───── Input material ─────
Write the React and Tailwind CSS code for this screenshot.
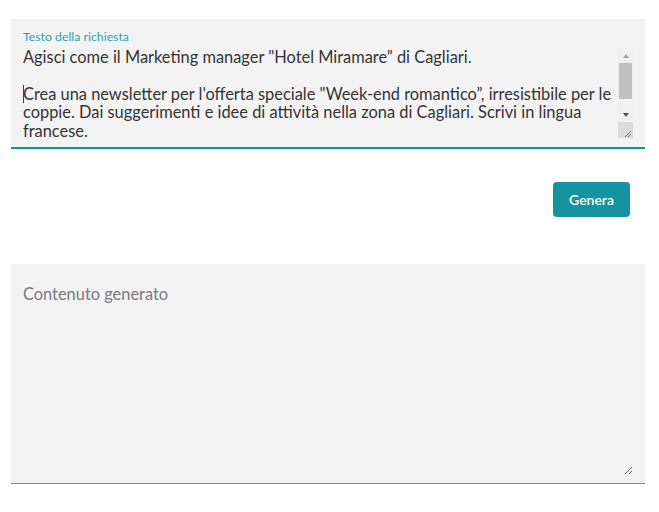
import React, { useState } from 'react';

const PROMPT =
  'Agisci come il Marketing manager "Hotel Miramare” di Cagliari.\n' +
  '\n' +
  'Crea una newsletter per l\'offerta speciale "Week-end romantico”, irresistibile per le\n' +
  'coppie. Dai suggerimenti e idee di attività nella zona di Cagliari. Scrivi in lingua\n' +
  'francese.\n';

// classic scrollbar drawn over the textarea's right edge
function FakeScrollbar() {
  return (
    <div className="pointer-events-none absolute right-0 top-0 flex h-[90px] w-[15px] flex-col bg-[#f1f1f1]">
      <div className="flex h-[15px] items-center justify-center">
        <div className="h-0 w-0 border-x-[3.5px] border-b-[4px] border-x-transparent border-b-[#a3a3a3]" />
      </div>
      <div className="mx-[1px] h-[36px] bg-[#c1c1c1]" />
      <div className="flex-1" />
      <div className="flex h-[15px] items-center justify-center">
        <div className="h-0 w-0 border-x-[3.5px] border-t-[4px] border-x-transparent border-t-[#505050]" />
      </div>
      <div className="h-[16px] bg-[#dcdcdc]">
        <svg width="15" height="16" viewBox="0 0 15 16">
          <path d="M13 9 L7 15 M13 12 L10 15" stroke="#6b6b6b" strokeWidth="1" />
        </svg>
      </div>
    </div>
  );
}

export default function App() {
  const [prompt, setPrompt] = useState(PROMPT);
  const [output, setOutput] = useState('');

  return (
    <div className="min-h-screen bg-white pt-[19px] pl-[11px] pr-[14px] font-['Lato','Liberation_Sans',sans-serif]">
      {/* request field */}
      <div className="bg-[#f3f3f3] border-b-2 border-[#13929f] px-[12px] pt-[10px] pb-[9px]">
        <div className="text-[12.3px] leading-[15px] text-[#2ea3ad]">Testo della richiesta</div>
        <div className="relative mt-[4px]">
          <textarea
            value={prompt}
            onChange={(e) => setPrompt(e.target.value)}
            wrap="off"
            spellCheck={false}
            className="block w-full h-[90px] resize-none bg-transparent p-0 pr-[15px] text-[16.4px] leading-[18.4px] text-[#333333] outline-none overflow-hidden"
          />
          <span className="absolute left-0 top-[37px] h-[18px] w-px bg-[#1f4f55]" />
          <FakeScrollbar />
        </div>
      </div>

      <div className="flex justify-end pt-[33px] pr-[15px]">
        <button className="h-[35px] w-[77px] rounded-[4px] bg-[#1693a0] text-[14px] font-semibold text-white">
          Genera
        </button>
      </div>

      {/* generated content */}
      <div className="mt-[47px] bg-[#f3f3f3] border-b border-[#8a8a8a] px-[12px] pt-[21px] pb-[8px]">
        <textarea
          value={output}
          onChange={(e) => setOutput(e.target.value)}
          placeholder="Contenuto generato"
          className="block w-full h-[190px] bg-transparent p-0 text-[16.4px] leading-[18.4px] text-[#333333] placeholder:text-[#7a7a7a] outline-none"
        />
      </div>
    </div>
  );
}
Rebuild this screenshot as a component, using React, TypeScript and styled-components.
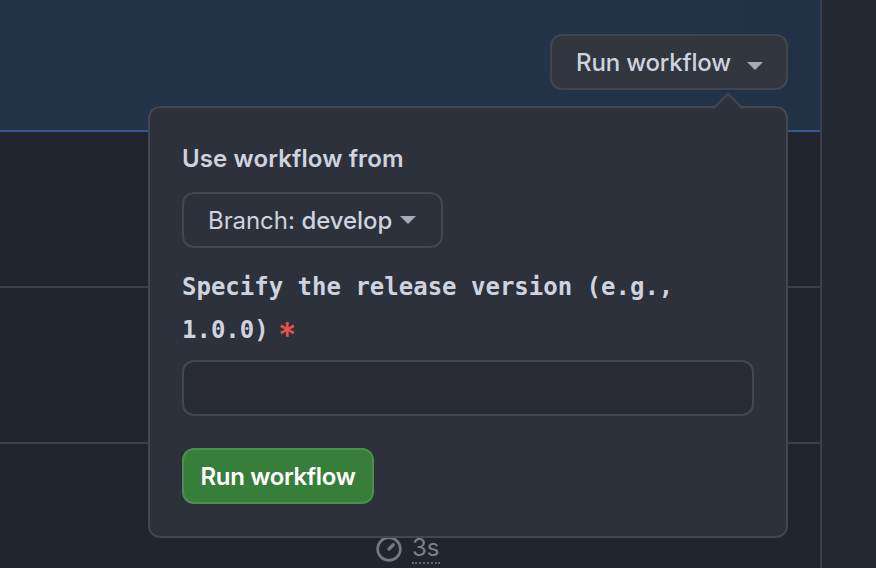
import React from "react";
import styled, { createGlobalStyle } from "styled-components";

const Global = createGlobalStyle`
  html, body { margin: 0; padding: 0; background: #222932; overflow: hidden; }
  * { box-sizing: border-box; }
`;

const Page = styled.div`
  display: flex;
  width: 876px;
  height: 568px;
  overflow: hidden;
  font-family: Inter, "Liberation Sans", sans-serif;
  background: #222932;
`;

const Main = styled.main`
  position: relative;
  width: 822px;
  height: 568px;
  flex: none;
  border-right: 2px solid #3b414b;
  background: #20252e;
`;

const Side = styled.aside`
  flex: 1;
  background: #222932;
`;

const Banner = styled.header`
  display: flex;
  justify-content: flex-end;
  height: 132px;
  padding: 34px 32px 0 0;
  background: linear-gradient(90deg, #243348 0%, #243348 60%, #233146 100%);
  border-bottom: 2px solid #36598f;
`;

const Details = styled.div`
  position: relative;
  height: 56px;
`;

const SummaryButton = styled.button`
  display: flex;
  align-items: center;
  gap: 16px;
  width: 238px;
  height: 56px;
  padding: 2px 0 0 24px;
  font: 500 24px/1 Inter, "Liberation Sans", sans-serif;
  letter-spacing: -0.17px;
  color: #ced3df;
  background: #31363f;
  border: 2px solid #40454f;
  border-radius: 12px;
`;

const Caret = styled.span<{ $offset: number }>`
  display: inline-block;
  width: 0;
  height: 0;
  margin-top: ${(p) => p.$offset}px;
  border-left: 8px solid transparent;
  border-right: 8px solid transparent;
  border-top: 8px solid #a6abb7;
`;

const Popover = styled.div`
  position: absolute;
  top: 72px;
  right: 0;
  width: 640px;
  height: 432px;
  padding: 32px;
  display: flex;
  flex-direction: column;
  align-items: flex-start;
  background: #2c313c;
  border: 2px solid #424751;
  border-radius: 12px;
  &::before {
    content: "";
    position: absolute;
    top: -11px;
    right: 47px;
    width: 20px;
    height: 20px;
    background: #2c313c;
    border-top: 2px solid #424751;
    border-left: 2px solid #424751;
    transform: rotate(45deg);
  }
`;

const Heading = styled.div`
  position: relative;
  height: 38px;
  font: 600 24px/38px Inter, "Liberation Sans", sans-serif;
  letter-spacing: 0.12px;
  color: #ced3df;
`;

const BranchButton = styled.button`
  display: flex;
  align-items: center;
  gap: 8px;
  width: 261px;
  height: 56px;
  margin-top: 14px;
  padding: 2px 0 0 24px;
  font: 400 24px/1 Inter, "Liberation Sans", sans-serif;
  letter-spacing: -0.07px;
  color: #ced3df;
  background: #2c313c;
  border: 2px solid #424751;
  border-radius: 12px;
`;

const BranchName = styled.span`
  font-weight: 500;
`;

const FieldLabel = styled.label`
  display: block;
  width: 572px;
  margin-top: 18px;
  font: 700 24px/43px "DejaVu Sans Mono", "Liberation Mono", monospace;
  color: #ced3df;
`;

const Required = styled.span`
  display: inline-block;
  height: 30px;
  margin-left: 9px;
  font: 500 36px/43px Inter, "Liberation Sans", sans-serif;
  vertical-align: top;
  transform: translateY(5px);
  color: #e5534b;
`;

const TextInput = styled.input`
  display: block;
  width: 572px;
  height: 56px;
  margin-top: 8px;
  background: #292c37;
  border: 2px solid #424751;
  border-radius: 12px;
`;

const SubmitButton = styled.button`
  width: 192px;
  height: 56px;
  margin-top: 32px;
  padding: 2px 0 0;
  font: 600 24px/1 Inter, "Liberation Sans", sans-serif;
  letter-spacing: -0.33px;
  color: #ffffff;
  background: #387e3b;
  border: 2px solid #4a8f4d;
  border-radius: 12px;
`;

const Row = styled.div<{ $h: number }>`
  height: ${(p) => p.$h}px;
  border-bottom: 2px solid #3b414b;
`;

const DurationRow = styled.div`
  display: flex;
  align-items: center;
  gap: 9px;
  padding: 90px 0 0 375px;
`;

const Duration = styled.span`
  font: 400 24px/28px Inter, "Liberation Sans", sans-serif;
  color: #7b818c;
  border-bottom: 2px dotted #5f6670;
`;

function Stopwatch() {
  return (
    <svg width="28" height="28" viewBox="0 0 16 16" fill="none" stroke="#737a85" strokeWidth="1.5" strokeLinecap="round">
      <circle cx="8" cy="8" r="6.5" />
      <path d="M10.4 5.6 L8 8" strokeWidth="1.9" />
    </svg>
  );
}

export default function App() {
  return (
    <Page>
      <Global />
      <Main>
        <Banner>
          <Details>
            <SummaryButton>
              Run workflow
              <Caret $offset={5} />
            </SummaryButton>
            <Popover>
              <Heading>Use workflow from</Heading>
              <BranchButton>
                <span>
                  Branch: <BranchName>develop</BranchName>
                </span>
                <Caret $offset={-2} />
              </BranchButton>
              <FieldLabel>
                Specify the release version (e.g., 1.0.0)<Required>*</Required>
              </FieldLabel>
              <TextInput />
              <SubmitButton>Run workflow</SubmitButton>
            </Popover>
          </Details>
        </Banner>
        <Row $h={156} />
        <Row $h={156} />
        <DurationRow>
          <Stopwatch />
          <Duration>3s</Duration>
        </DurationRow>
      </Main>
      <Side />
    </Page>
  );
}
─────
**Requirements**
Repeat only what lies between the start of the data and the end of the line containing "const [output, setOutput] = useState('');", exactly, with pictures left out.

**Result of this exercise**
Write the React and Tailwind CSS code for this screenshot.
import React, { useState } from 'react';

const PROMPT =
  'Agisci come il Marketing manager "Hotel Miramare” di Cagliari.\n' +
  '\n' +
  'Crea una newsletter per l\'offerta speciale "Week-end romantico”, irresistibile per le\n' +
  'coppie. Dai suggerimenti e idee di attività nella zona di Cagliari. Scrivi in lingua\n' +
  'francese.\n';

// classic scrollbar drawn over the textarea's right edge
function FakeScrollbar() {
  return (
    <div className="pointer-events-none absolute right-0 top-0 flex h-[90px] w-[15px] flex-col bg-[#f1f1f1]">
      <div className="flex h-[15px] items-center justify-center">
        <div className="h-0 w-0 border-x-[3.5px] border-b-[4px] border-x-transparent border-b-[#a3a3a3]" />
      </div>
      <div className="mx-[1px] h-[36px] bg-[#c1c1c1]" />
      <div className="flex-1" />
      <div className="flex h-[15px] items-center justify-center">
        <div className="h-0 w-0 border-x-[3.5px] border-t-[4px] border-x-transparent border-t-[#505050]" />
      </div>
      <div className="h-[16px] bg-[#dcdcdc]">
        <svg width="15" height="16" viewBox="0 0 15 16">
          <path d="M13 9 L7 15 M13 12 L10 15" stroke="#6b6b6b" strokeWidth="1" />
        </svg>
      </div>
    </div>
  );
}

export default function App() {
  const [prompt, setPrompt] = useState(PROMPT);
  const [output, setOutput] = useState('');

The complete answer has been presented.